§ **OBJECTIVE**
From the first line of the data below through the line holding "const location = ref('sookh-hrm')", output each line exactly and leave the pictures out.

Rows from a dataset of pages and code:
━━━━━━━━━━

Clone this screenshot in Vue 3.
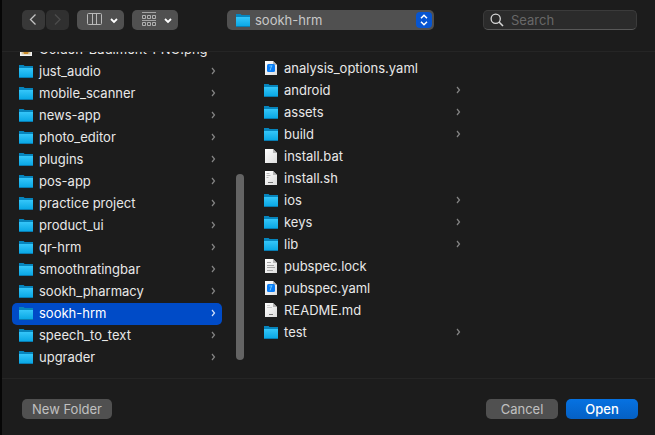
<script setup>
import { ref } from 'vue'

const selected = ref('sookh-hrm')
const query = ref('')
const location = ref('sookh-hrm')

const projects = [
  { name: 'Golden-Badiment-PNG.png', kind: 'image' },
  ...[
    'just_audio', 'mobile_scanner', 'news-app', 'photo_editor', 'plugins', 'pos-app',
    'practice project', 'product_ui', 'qr-hrm', 'smoothratingbar', 'sookh_pharmacy',
    'sookh-hrm', 'speech_to_text', 'upgrader'
  ].map((name) => ({ name, kind: 'folder' }))
]

const contents = [
  { name: 'analysis_options.yaml', kind: 'code' },
  { name: 'android', kind: 'folder' },
  { name: 'assets', kind: 'folder' },
  { name: 'build', kind: 'folder' },
  { name: 'install.bat', kind: 'blank' },
  { name: 'install.sh', kind: 'script' },
  { name: 'ios', kind: 'folder' },
  { name: 'keys', kind: 'folder' },
  { name: 'lib', kind: 'folder' },
  { name: 'pubspec.lock', kind: 'text' },
  { name: 'pubspec.yaml', kind: 'code' },
  { name: 'README.md', kind: 'readme' },
  { name: 'test', kind: 'folder' }
]

const columns = [
  { id: 'projects', label: 'Projects', items: projects },
  { id: 'contents', label: 'Folder contents', items: contents }
]
</script>

<template>
  <div class="dialog">
    <svg class="defs" aria-hidden="true">
      <defs>
        <linearGradient id="folder-face" x1="0" y1="0" x2="0" y2="1">
          <stop offset="0" stop-color="#35c6f9" />
          <stop offset="1" stop-color="#06a5e3" />
        </linearGradient>
        <linearGradient id="page-face" x1="0" y1="0" x2="1" y2="1">
          <stop offset="0" stop-color="#ffffff" />
          <stop offset="1" stop-color="#dcdcdc" />
        </linearGradient>
        <symbol id="icon-folder" viewBox="0 0 16 16">
          <path d="M1 2h4.600l1 1H15V15H1z" fill="#0685bd" />
          <path d="M1 5h14v10H1z" fill="url(#folder-face)" />
          <path d="M1 14h14v1H1z" fill="#087db2" />
        </symbol>
        <symbol id="icon-blank" viewBox="0 0 16 16">
          <path d="M2 1h8l4 4v10H2z" fill="url(#page-face)" />
          <path d="M10 1v4h4z" fill="#b4b4b4" />
        </symbol>
        <symbol id="icon-code" viewBox="0 0 16 16">
          <use href="#icon-blank" />
          <rect x="4" y="4" width="8" height="8" rx="1.500" fill="#087cf7" />
          <path d="M8.800 5.500 7 10.500M6.300 6h3" stroke="#65c4ff" fill="none" />
        </symbol>
        <symbol id="icon-script" viewBox="0 0 16 16">
          <use href="#icon-blank" />
          <path d="M3.500 3.500h3M3.500 5.500h4M3.500 7.500h2" stroke="#b8b8b8" fill="none" />
          <path d="M5 12.500h5" stroke="#777" fill="none" />
        </symbol>
        <symbol id="icon-text" viewBox="0 0 16 16">
          <use href="#icon-blank" />
          <path d="M4 4.500h4M4 7.500h7M4 9.500h8M4 12.500h6" stroke="#a6a6a6" fill="none" />
        </symbol>
        <symbol id="icon-readme" viewBox="0 0 16 16">
          <use href="#icon-blank" />
          <path d="M4 3.500h3M4 5.500h5" stroke="#cecece" fill="none" />
          <path d="M6 12.500h4" stroke="#777" fill="none" />
        </symbol>
        <symbol id="icon-image" viewBox="0 0 16 16">
          <path d="M2 2h12v13H2z" fill="#f2f2f2" />
          <path d="M3.500 4h9v9.500h-9z" fill="#d9c9a4" />
          <path d="M5 10h6l-1 3H6z" fill="#c98b2b" />
        </symbol>
      </defs>
    </svg>

    <header class="toolbar">
      <nav class="history" aria-label="History">
        <button type="button" aria-label="Back">
          <svg width="22" height="20" viewBox="0 0 22 20"><path d="M13.500 4.500 8.500 9.500l5 5" stroke="#c4c4c4" stroke-width="1.300" /></svg>
        </button>
        <button type="button" aria-label="Forward" disabled>
          <svg width="22" height="20" viewBox="0 0 22 20"><path d="m9 4.500 5 5-5 5" stroke="#4c4c4c" stroke-width="1.300" /></svg>
        </button>
      </nav>
      <button type="button" class="view" aria-label="Column view">
        <svg width="47" height="20" viewBox="0 0 47 20">
          <rect x="10.500" y="3.500" width="14" height="11" rx="1" stroke="#b9b9b9" />
          <path d="M15.500 3.500v11M19.500 3.500v11" stroke="#b9b9b9" />
          <path d="m34 9 3 3 3-3" stroke="#fff" stroke-width="1.800" />
        </svg>
      </button>
      <button type="button" class="view" aria-label="Group items">
        <svg width="46" height="20" viewBox="0 0 46 20">
          <path d="M10 2.500h14M10 10.500h14" stroke="#a4a4a4" />
          <path d="M10.500 5.500h3v3h-3zM15.500 5.500h3v3h-3zM20.500 5.500h3v3h-3zM10.500 12.500h3v3h-3zM15.500 12.500h3v3h-3zM20.500 12.500h3v3h-3z" stroke="#b0b0b0" />
          <path d="m33 9 3 3 3-3" stroke="#fff" stroke-width="1.800" />
        </svg>
      </button>
      <div class="location">
        <svg class="icon" viewBox="0 0 16 16"><use href="#icon-folder" /></svg>
        <select v-model="location" aria-label="Location">
          <option>sookh-hrm</option>
        </select>
        <svg class="stepper" width="16" height="16" viewBox="0 0 16 16">
          <path d="m5 6.300 3-3 3 3M5 9.700l3 3 3-3" stroke="#fff" stroke-width="1.500" />
        </svg>
      </div>
      <label class="search">
        <svg width="14" height="14" viewBox="0 0 14 14">
          <circle cx="5.700" cy="5.700" r="4.600" stroke="#d8d8d8" stroke-width="1.300" />
          <path d="m9 9 4 4" stroke="#d8d8d8" stroke-width="1.600" />
        </svg>
        <input v-model="query" type="text" placeholder="Search" aria-label="Search" />
      </label>
    </header>

    <main class="browser">
      <template v-for="column in columns" :key="column.id">
        <ul class="column" :class="column.id" :aria-label="column.label">
          <li v-for="item in column.items" :key="item.name">
            <button type="button" class="row" :class="{ selected: item.name === selected }" @click="selected = item.name">
              <svg class="icon" viewBox="0 0 16 16"><use :href="`#icon-${item.kind}`" /></svg>
              <span class="name">{{ item.name }}</span>
              <svg v-if="item.kind === 'folder'" class="chevron" width="5" height="8" viewBox="0 0 5 8">
                <path d="m1 1 2.500 3L1 7" stroke="currentColor" stroke-width="1.200" />
              </svg>
            </button>
          </li>
        </ul>
        <div v-if="column.id === 'projects'" class="track"><div class="thumb"></div></div>
      </template>
    </main>

    <footer class="actions">
      <button type="button" class="action new-folder">New Folder</button>
      <button type="button" class="action">Cancel</button>
      <button type="button" class="action primary">Open</button>
    </footer>
  </div>
</template>

<style>
body {
  background: #1c1c1c;
}
</style>

<style scoped>
.dialog {
  box-sizing: border-box;
  display: grid;
  grid-template-rows: 52px 1fr 57px;
  height: 100vh;
  border-left: 2px solid #060606;
  background: #1c1c1c;
  color: #e8e8e8;
  font: 400 13px/16px Inter, "Liberation Sans", sans-serif;
}

.defs {
  position: absolute;
  width: 0;
  height: 0;
}

svg {
  display: block;
  flex: none;
  fill: none;
}

.icon {
  width: 16px;
  height: 16px;
}

button,
input,
select {
  margin: 0;
  padding: 0;
  border: 0;
  font: inherit;
}

.toolbar {
  display: flex;
  align-items: flex-start;
  padding: 10px 18px 0 20px;
  border-bottom: 1px solid #252525;
}

.history {
  display: flex;
  gap: 1px;
}

.history button {
  width: 23px;
  height: 20px;
  border-radius: 5px;
  background: #383838;
}

.history button:disabled {
  background: #303030;
}

.view {
  height: 20px;
  margin-left: 8px;
  border-radius: 5px;
  background: #505050;
}

.location {
  display: flex;
  align-items: center;
  flex: 0 1 207px;
  box-sizing: border-box;
  height: 20px;
  margin: 0 auto;
  padding: 0 2px 0 8px;
  border-radius: 5px;
  background: #505050;
}

.location select {
  flex: 1;
  min-width: 0;
  height: 20px;
  padding-left: 4px;
  appearance: none;
  background: transparent;
  color: #c8c8c8;
}

.stepper {
  border-radius: 4px;
  background: #0755d1;
}

.search {
  display: flex;
  align-items: center;
  gap: 7px;
  flex: 0 1 154px;
  min-width: 0;
  box-sizing: border-box;
  height: 20px;
  padding: 0 6px;
  border: 1px solid #3b3b3b;
  border-bottom-color: #585858;
  border-radius: 5px;
  background: #2b2b2b;
}

.search input {
  flex: 1;
  width: 100%;
  min-width: 0;
  background: transparent;
  color: #e4e4e4;
  outline: none;
}

.search input::placeholder {
  color: #686868;
  opacity: 1;
}

.browser {
  display: grid;
  grid-template-columns: 210px 12px 1fr;
  min-height: 0;
  padding-left: 10px;
  overflow: hidden;
}

.column {
  margin: 0;
  padding: 0;
  list-style: none;
}

.projects {
  margin-top: -13px;
}

.contents {
  width: 210px;
  padding: 6px 0 0 23px;
}

.row {
  display: flex;
  align-items: center;
  box-sizing: border-box;
  width: 100%;
  height: 22px;
  padding: 0 6px 2px;
  border-radius: 5px;
  background: transparent;
  color: inherit;
  text-align: left;
}

.row.selected {
  background: #004bc7;
  color: #fff;
}

.name {
  flex: 1;
  padding-left: 5px;
  white-space: nowrap;
}

.chevron {
  color: #858585;
}

.selected .chevron {
  color: #d4e2fb;
}

.track {
  display: flex;
  align-items: flex-end;
  width: 8px;
  margin-left: 14px;
  padding-bottom: 18px;
}

.thumb {
  width: 8px;
  height: 186px;
  border-radius: 4px;
  background: #646464;
}

.actions {
  display: flex;
  align-items: flex-start;
  gap: 8px;
  padding: 20px 17px 0 20px;
  border-top: 1px solid #252525;
}

.action {
  width: 72px;
  height: 20px;
  border-radius: 5px;
  background: #505050;
  color: #c0c0c0;
}

.new-folder {
  width: 90px;
  margin-right: auto;
}

.primary {
  background: linear-gradient(#0672e2, #0560c4);
  color: #fff;
  font-weight: 500;
}
</style>
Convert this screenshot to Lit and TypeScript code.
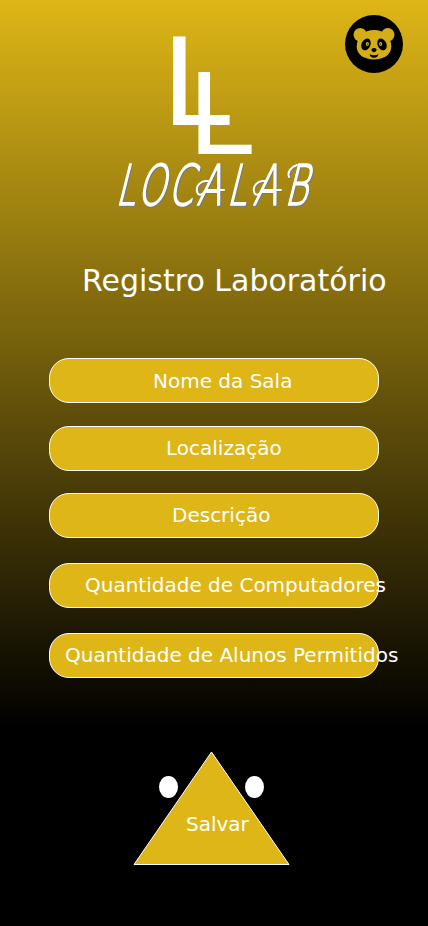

━━━━━━━━━━

§ **TASK RESPONSE**
Clone this screenshot in Vue 3.
<script setup>
import { ref } from 'vue'

const selected = ref('sookh-hrm')
const query = ref('')
const location = ref('sookh-hrm')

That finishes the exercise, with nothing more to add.